Bulletproof’s core game idea of stopping bullets to save a human life was designed by La chose in October 2010. It was then that the agency approached Mobigame.

“They wanted to make your iPhone a weapon to fight for human rights, by giving money directly to Amnesty International. Amnesty approved this concept, and La chose asked us if we were interested to make it. Of course, we wanted to help Amnesty, and we made the game for free, it’s our gift to the cause,” says David Papazian, CEO of Mobigame.

“Amnesty wanted to save the prisoner’s life, not to make him survive as long as possible, that’s why the game is sliced into levels. Pass a level and you save a life. Also we had some issues with the broken glass effect when you fail to stop the bullets.

“Apple did not want us to use it in the pack shot for the marketing, because, the iPhone itself could be seen as ‘breakable’. Other than that, Apple helped us a lot with some other technical issues, and we just did the best possible game with this concept. We are all very proud of the result.”

RAISING AWARENESS THROUGH INTERACTIVITY

Using downloadable games as a source of fundraising and digital activism is a growing trend. Animal rights organisation PETA has previously used web-based Flash games to draw attention to their cause with satires of Cooking Mama and Super Meat Boy.

Does Amnesty International intend to commission more games in future to help spread awareness of its human rights campaigns?

“It’s too early to answer,” says Humblot, “we need first to study the results of Bulletproof, but we think more about a generic app calling for action than another game. But obviously, these new technologies have a huge potential to help us spreading awareness of our fight.”

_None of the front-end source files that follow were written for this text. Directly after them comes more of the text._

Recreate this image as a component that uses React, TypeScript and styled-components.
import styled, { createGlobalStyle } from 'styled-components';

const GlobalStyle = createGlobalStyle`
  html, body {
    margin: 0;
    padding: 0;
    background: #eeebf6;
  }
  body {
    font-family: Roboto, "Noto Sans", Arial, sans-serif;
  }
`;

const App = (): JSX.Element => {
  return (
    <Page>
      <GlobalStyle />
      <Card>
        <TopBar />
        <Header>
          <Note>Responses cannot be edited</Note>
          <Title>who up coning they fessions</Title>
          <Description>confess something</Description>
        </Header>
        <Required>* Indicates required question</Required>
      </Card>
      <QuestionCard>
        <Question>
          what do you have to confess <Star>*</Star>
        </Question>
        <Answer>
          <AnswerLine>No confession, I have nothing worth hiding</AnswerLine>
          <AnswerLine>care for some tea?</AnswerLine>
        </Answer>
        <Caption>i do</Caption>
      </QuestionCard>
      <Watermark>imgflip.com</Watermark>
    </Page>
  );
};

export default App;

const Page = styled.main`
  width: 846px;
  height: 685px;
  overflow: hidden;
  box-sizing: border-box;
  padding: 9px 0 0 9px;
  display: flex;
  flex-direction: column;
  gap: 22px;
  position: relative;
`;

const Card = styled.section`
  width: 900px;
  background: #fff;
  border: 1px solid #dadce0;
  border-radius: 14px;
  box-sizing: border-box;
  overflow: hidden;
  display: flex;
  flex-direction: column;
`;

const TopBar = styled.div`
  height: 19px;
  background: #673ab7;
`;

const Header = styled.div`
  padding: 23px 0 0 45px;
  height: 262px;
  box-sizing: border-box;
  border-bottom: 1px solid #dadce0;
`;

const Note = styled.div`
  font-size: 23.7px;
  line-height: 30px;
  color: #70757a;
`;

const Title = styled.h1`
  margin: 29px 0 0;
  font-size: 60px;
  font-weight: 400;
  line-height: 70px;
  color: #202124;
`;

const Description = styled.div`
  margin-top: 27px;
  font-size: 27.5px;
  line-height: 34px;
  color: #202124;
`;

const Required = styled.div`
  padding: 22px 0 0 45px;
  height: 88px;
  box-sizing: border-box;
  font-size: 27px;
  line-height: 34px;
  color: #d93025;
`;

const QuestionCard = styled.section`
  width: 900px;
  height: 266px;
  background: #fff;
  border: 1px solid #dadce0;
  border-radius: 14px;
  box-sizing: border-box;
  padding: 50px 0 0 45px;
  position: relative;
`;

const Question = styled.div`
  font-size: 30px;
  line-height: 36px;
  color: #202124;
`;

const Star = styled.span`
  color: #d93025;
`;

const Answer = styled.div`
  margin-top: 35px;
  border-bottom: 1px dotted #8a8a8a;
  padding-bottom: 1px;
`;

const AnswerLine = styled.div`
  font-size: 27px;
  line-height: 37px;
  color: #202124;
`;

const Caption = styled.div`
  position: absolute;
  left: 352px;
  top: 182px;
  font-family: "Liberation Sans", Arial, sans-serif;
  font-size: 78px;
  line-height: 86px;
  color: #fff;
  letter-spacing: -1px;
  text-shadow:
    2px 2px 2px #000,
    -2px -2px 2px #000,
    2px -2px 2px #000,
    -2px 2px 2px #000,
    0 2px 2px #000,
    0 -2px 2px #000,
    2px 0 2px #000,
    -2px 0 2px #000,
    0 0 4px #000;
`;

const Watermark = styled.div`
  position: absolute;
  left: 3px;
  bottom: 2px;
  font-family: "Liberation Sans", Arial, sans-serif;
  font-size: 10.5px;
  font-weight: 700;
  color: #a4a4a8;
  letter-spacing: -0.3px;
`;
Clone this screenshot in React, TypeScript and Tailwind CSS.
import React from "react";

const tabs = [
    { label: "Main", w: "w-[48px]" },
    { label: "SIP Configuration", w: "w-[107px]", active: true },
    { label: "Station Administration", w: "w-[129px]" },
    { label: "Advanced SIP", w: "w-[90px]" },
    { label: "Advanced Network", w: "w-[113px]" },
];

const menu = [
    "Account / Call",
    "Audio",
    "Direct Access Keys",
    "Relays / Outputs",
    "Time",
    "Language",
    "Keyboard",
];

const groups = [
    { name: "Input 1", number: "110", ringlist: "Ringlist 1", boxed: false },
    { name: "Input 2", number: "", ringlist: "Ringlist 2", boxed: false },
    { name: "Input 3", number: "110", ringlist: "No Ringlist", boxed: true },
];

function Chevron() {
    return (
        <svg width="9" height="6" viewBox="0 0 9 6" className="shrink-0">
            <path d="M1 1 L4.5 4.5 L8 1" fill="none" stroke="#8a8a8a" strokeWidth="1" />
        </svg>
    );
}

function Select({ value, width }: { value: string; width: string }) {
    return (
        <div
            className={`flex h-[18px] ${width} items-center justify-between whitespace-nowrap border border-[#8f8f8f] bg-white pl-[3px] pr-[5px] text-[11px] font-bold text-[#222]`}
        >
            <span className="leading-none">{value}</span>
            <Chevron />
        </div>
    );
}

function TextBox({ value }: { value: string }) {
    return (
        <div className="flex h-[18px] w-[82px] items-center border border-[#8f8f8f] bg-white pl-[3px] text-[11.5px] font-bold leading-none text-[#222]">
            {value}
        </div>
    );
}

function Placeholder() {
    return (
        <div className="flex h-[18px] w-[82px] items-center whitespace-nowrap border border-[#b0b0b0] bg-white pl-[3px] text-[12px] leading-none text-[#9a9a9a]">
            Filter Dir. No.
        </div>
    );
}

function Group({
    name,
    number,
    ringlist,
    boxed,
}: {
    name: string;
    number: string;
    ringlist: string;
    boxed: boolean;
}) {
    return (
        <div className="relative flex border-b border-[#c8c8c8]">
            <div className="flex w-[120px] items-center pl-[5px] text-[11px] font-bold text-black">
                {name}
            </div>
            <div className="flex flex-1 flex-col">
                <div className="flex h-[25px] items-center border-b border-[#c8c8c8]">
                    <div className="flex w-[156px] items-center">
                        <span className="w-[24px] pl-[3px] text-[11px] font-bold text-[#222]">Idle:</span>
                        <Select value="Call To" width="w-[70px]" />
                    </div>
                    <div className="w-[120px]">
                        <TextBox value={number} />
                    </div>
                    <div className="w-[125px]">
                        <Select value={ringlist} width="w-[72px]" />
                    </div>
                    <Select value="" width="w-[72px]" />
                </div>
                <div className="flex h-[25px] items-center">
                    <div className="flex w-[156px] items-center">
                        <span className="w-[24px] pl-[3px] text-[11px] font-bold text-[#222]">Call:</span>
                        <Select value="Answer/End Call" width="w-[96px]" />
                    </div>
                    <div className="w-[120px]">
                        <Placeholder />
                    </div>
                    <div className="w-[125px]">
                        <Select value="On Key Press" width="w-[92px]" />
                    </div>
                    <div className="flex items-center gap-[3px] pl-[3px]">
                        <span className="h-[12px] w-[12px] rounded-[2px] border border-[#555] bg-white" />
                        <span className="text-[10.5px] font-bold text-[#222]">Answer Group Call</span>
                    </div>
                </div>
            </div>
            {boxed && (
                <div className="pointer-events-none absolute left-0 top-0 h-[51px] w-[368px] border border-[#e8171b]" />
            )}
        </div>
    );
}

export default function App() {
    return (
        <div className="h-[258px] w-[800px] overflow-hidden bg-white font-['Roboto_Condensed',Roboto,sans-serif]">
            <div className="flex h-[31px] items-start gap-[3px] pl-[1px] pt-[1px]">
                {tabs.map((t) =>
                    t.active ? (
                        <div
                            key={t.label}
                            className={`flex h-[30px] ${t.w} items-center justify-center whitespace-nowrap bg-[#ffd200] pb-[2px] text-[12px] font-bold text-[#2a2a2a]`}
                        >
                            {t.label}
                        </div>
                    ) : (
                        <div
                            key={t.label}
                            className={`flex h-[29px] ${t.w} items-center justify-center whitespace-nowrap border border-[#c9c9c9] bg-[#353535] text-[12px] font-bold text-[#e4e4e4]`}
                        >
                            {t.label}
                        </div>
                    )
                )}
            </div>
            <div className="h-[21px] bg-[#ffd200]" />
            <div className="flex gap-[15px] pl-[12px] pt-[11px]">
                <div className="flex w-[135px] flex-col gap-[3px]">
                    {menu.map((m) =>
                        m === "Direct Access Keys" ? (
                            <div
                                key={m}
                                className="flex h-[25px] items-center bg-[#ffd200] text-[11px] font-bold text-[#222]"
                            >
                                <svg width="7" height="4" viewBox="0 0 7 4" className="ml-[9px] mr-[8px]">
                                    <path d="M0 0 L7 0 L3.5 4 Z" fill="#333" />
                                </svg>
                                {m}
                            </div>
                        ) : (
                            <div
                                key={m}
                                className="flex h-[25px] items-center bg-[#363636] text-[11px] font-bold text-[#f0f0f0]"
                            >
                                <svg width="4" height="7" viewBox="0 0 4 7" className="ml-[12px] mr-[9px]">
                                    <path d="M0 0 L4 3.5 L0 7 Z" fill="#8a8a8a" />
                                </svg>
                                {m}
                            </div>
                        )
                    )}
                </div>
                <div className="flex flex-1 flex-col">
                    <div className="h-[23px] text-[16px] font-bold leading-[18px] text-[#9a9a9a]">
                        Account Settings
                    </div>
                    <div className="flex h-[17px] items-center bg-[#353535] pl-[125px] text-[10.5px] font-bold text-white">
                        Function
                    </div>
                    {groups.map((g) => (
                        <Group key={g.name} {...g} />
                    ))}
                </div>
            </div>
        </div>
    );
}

The tremendous reach of digital distribution platforms, like the App Store, does mean the mere presence of apps of any kind produced for organisations or campaigns could result in greater awareness.

But while Papazian too is unsure about the effectiveness of spreading awareness through games, he does feel that games offer the means to present an engaging message that will get people talking.

“I don’t know if games are useful for spreading awareness about campaigns. I think that the goal here was to make people talk about it. You often have to kill people in video games, but in this one, you can see the violence of an execution, except that you have to save a life. In the end it’s a metaphor. Spend a dollar and Amnesty will stop human rights violation, like you are stopping bullets,” he says.

“Many people understand it and like the idea. Some others are shocked. It also shows some absurdities. It seems that people who are shocked prefer to play to Call of Duty because it’s easier to kill innocent people in a virtual world, than trying to save people in the real world.

“It’s like if they were saying ‘how dare you to make a toy to remind me that I did absolutely nothing to save those people?’. But the good thing is they are all talking about Amnesty International, so we believe the campaign is a success. A video game is a piece of art, and like books or movies, they can help to spread awareness about some issues.”

Bulletproof is available now from the App Store.